Sitting Comfortably with Uncertainty
2008 was full of surprises! Many of those events or situations were not exactly welcome or wished for and some were. And in all of that was a lot of learning and growth, and thankfully I made some interesting discoveries:
- True equanimity. It was fascinating to me how equanimity differs so much from indifference and detachment, how much calm arises, even in the face of what I considered unpleasant or unwanted situations. Equanimity can not be sought after. We cannot make it happen. Equanimity arises naturally out of acceptance and being present, being fully engaged and aware. It’s that simple and just that difficult to arrive at the place of flow, of non-resistance. It’s always about letting go.
- The emotion of sadness can be pleasant. Sadness used to be an emotion I historically tended to depress, or stuff. This year I allowed myself to sit with it and experience it fully whenever it arose. Like other emotions, it’s quite separate from thoughts we weave around it, and there were areas in the body that had a pleasant feeling tone to it. Sadness is sure not the thing I feared!

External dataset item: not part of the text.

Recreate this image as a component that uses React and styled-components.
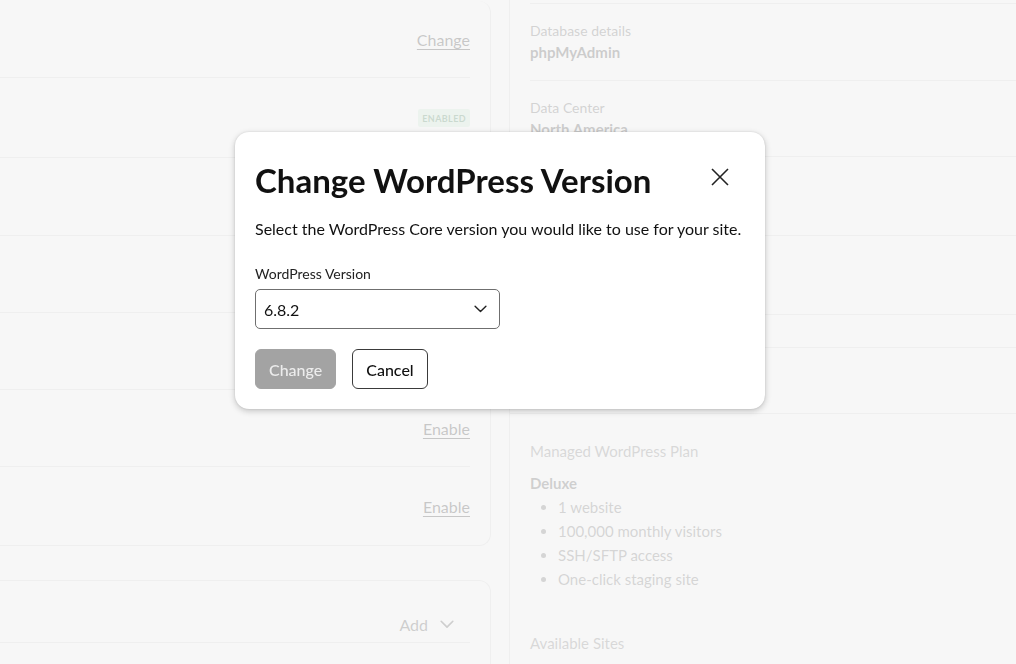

- Releasing control often allows situations to unfurl and fix themselves. Not always, but very often. And even when nothing can be resolved in the moment, we need not suffer the angst the mind wants to create over it. Letting go reaps huge benefits!
As I reviewed my spiritual resolutions from last year, I was glad to see that they had stayed in the forefront of my mind and actions through most of the year. Life situations put me to the test, that’s for sure! I had my moments of giving into anger and resentment, of feeling pissy and out of sorts, but even during those difficult times, I stayed present and on board for all those unpleasant emotions and thoughts that arose. Because of the state of presence, I was able to let go much sooner than I would have in the past. Instead of considering the year unbearable and out of control, as I might have in the past, I found it one of fascination and fodder for spiritual growth.
2008 was also a year of validation for me. My meditation practice clearly paid off in many ways, and I was witness to areas of resistance, and how it creates angst for me. Much of my reading was validated in the experience of life as I paid close attention to my reactions, fears, and those moments of equanimity.
I’ve also been witness to the process of selfing on a daily basis. This is the spring board for my resolutions this year. I want to tear that process apart, sink below it, and see what’s underneath. I’ve become aware of the many masks and clothes I wear, and little by little I, want let go of each of those. Not Self and nonduality are fascinating to me, and I can see the selfing in the fascination, the clinging of the mind to ideas, and the desire for becoming. That seems to be a good place to start, in the desire to become Enlightened.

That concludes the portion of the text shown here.